Sniff, Scrape, Crawl… is a thematic project examining how surveillance and data-mining technologies shape and influence our lives, and what consequences they have on our civil liberties. We will look at the complexities of sharing information in exchange for waiving privacy rights. Next to this, we will look at how our fundamental understanding of private life has changed as public display has become more pervasive through social networks. Bringing together practical exercises, theoretical readings and a series of guest lectures, Sniff, Scrape, Crawl… will attempt to map the data trails we leave behind and look critically at the buoyant industries that track and commodify our personal information.
References: Michel Foucault, Discipline and Punish: The Birth of the Prison, trans. Alan Sheridan (New York, 1979) Wendy Hui Kyong Chun, Control and Freedom: power and paranoia in the age of fiber optics, (London, 2006)
Note: This Thematic Project will be organized and taught by Aymeric Mansoux, Michael Murtaugh, Renee Turner and will involve a series of related guest lectures and presentations.
Workshop 1: 20-21 Jan, 2011
Day 1
Morning: SNIFF, Web 0.0
- The joy of basic client/server Netcat Chat
- Internet geography http://hulu.com
- Connect to pzwart3 "geoip" script with netcat like this TODO: put script on server, make a recipe and link it here
- Repeat the same with a browser and witness "Software sorting"
- Create generic user account on non discriminated machine, following these instructions
- tunnel traffic through this machine with this trick
- Wrap network traffic of almost any application with a SOCKS proxy
- Sniff requested URL on the proxy machine with urlsnarf
- A word on traceRoute & DNS, Internet topology (http://laramies.blogspot.com/2006/05/2d-and-3d-traceroute-with-scapy.html, http://www.visualcomplexity.com/vc/project.cfm?id=332)
- A word on VPN, proxies and other delicatesses
- Back to "geoblocking" script and explain the code and Python CGI
- Unix permissions (basics, but also evt. link to API "permissions" in the Web 2.0 world)

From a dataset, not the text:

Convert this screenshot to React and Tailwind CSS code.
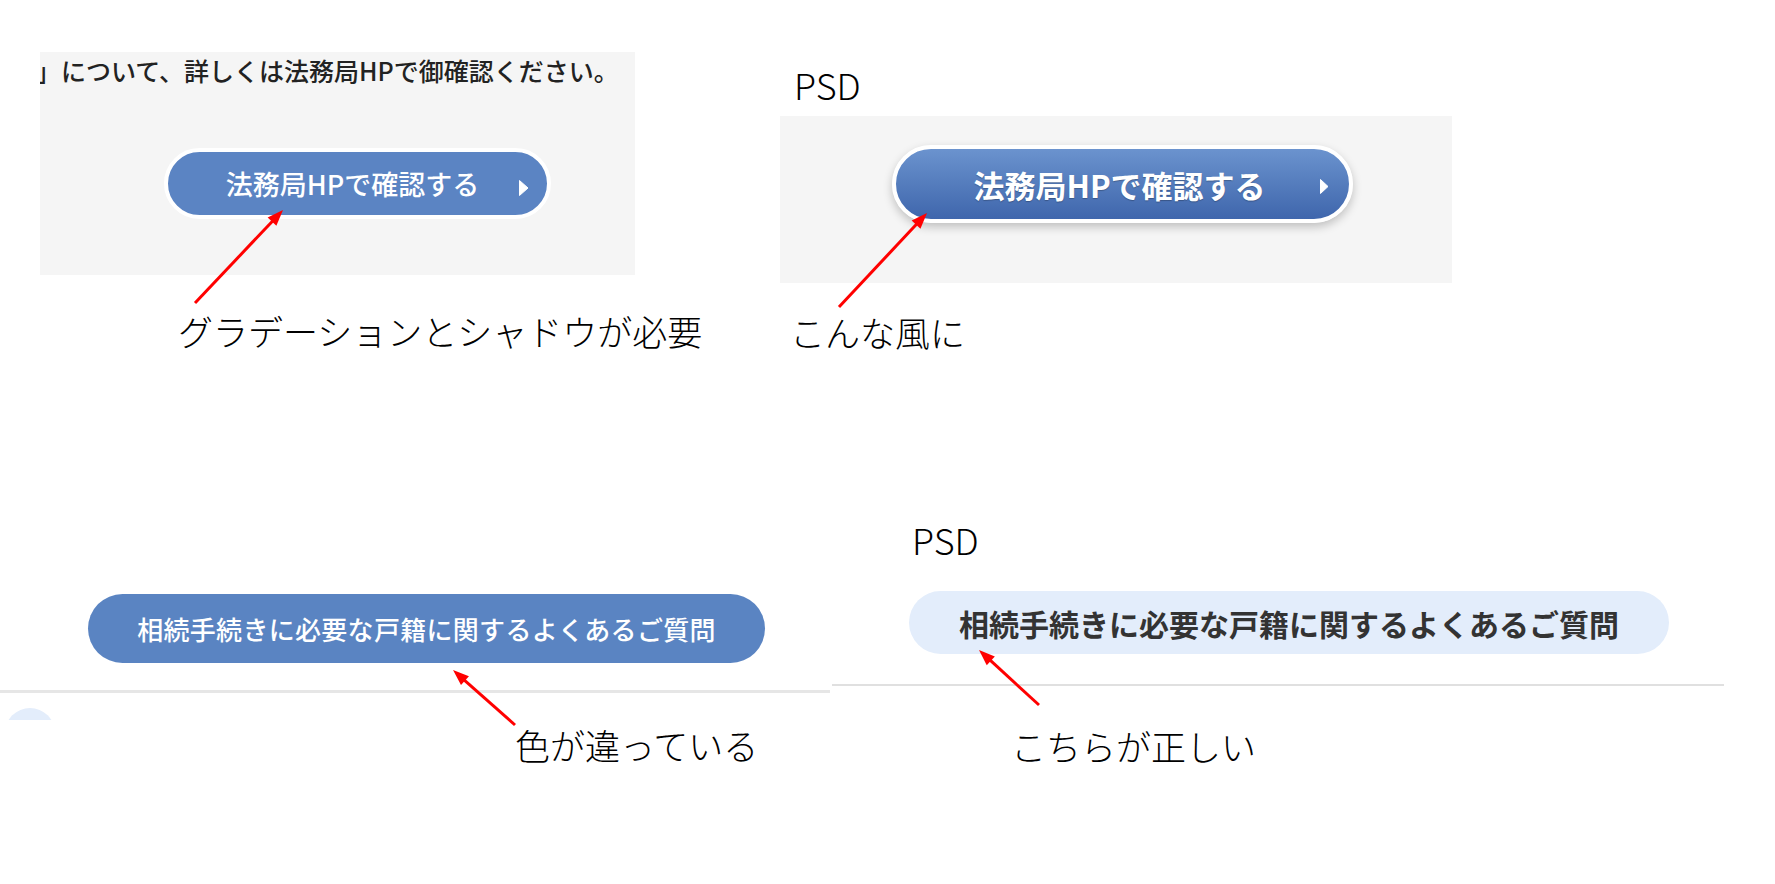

Afternoon: SCRAPE, Web 1.0 / Simple Spider
Start with ipython. Getting documentation from ipython Using urllib, open a connection to a page (connect) Scan for images in a page. Loop
- Do everything by hand....
- Make Script, put in bin
(how to )
Open connections, interrogate the response, (content_type / length / file), HTML5lib parsing...
- HTTP, URL, CSS, get vs. post, query strings, urlencoding
Cookbook: Simple Web Spider in Python
Check: Django install
Day 2
Morning: BRAZIL Web 2.0 / API
- Movement from the "surface scrape" to the database structure of a web 2.0 service.
- Goal: Apply the same spider script -- now using connections available only via the API.
- XML, JSON, RSS
links
- facebook (recent changes announced on blog)
- flickr
- skype
- http://www.readwriteweb.com/archives/us_announces_120000_ipad_users_had_data_stolen_att_hack.php
Afternoon: DIY CRAWLing with Django
slowly but steadily, a new structure emerges.
Mapping JSON/API structure to a database. Code to map source to db. Using Django admin to visualize data.
Creating views...
>> assignment in teams: for instance:
- get a list of tags from a userid
Building a web crawler with Django
- quick note about scrapy
Assignment
Assignment is to move from a Survey to a Strategy, and to build a "tactical crawler" related to your research.
Case Study: Naked on Pluto
Assignment is:
- selection of a particular "service"
- Visualisation / Map of a "unit" of data from said service
- Plan for a tactical database to make use of crawled data from the service.
(could be what if scenarios based on the structure of the data, what kind of connections might you make
exploring/fantasizin about possibilities *grounded in data*
Your assignment/plan will be assessed this coming Tuesday, 25 January Your crawler should collect data over the course of the trimester.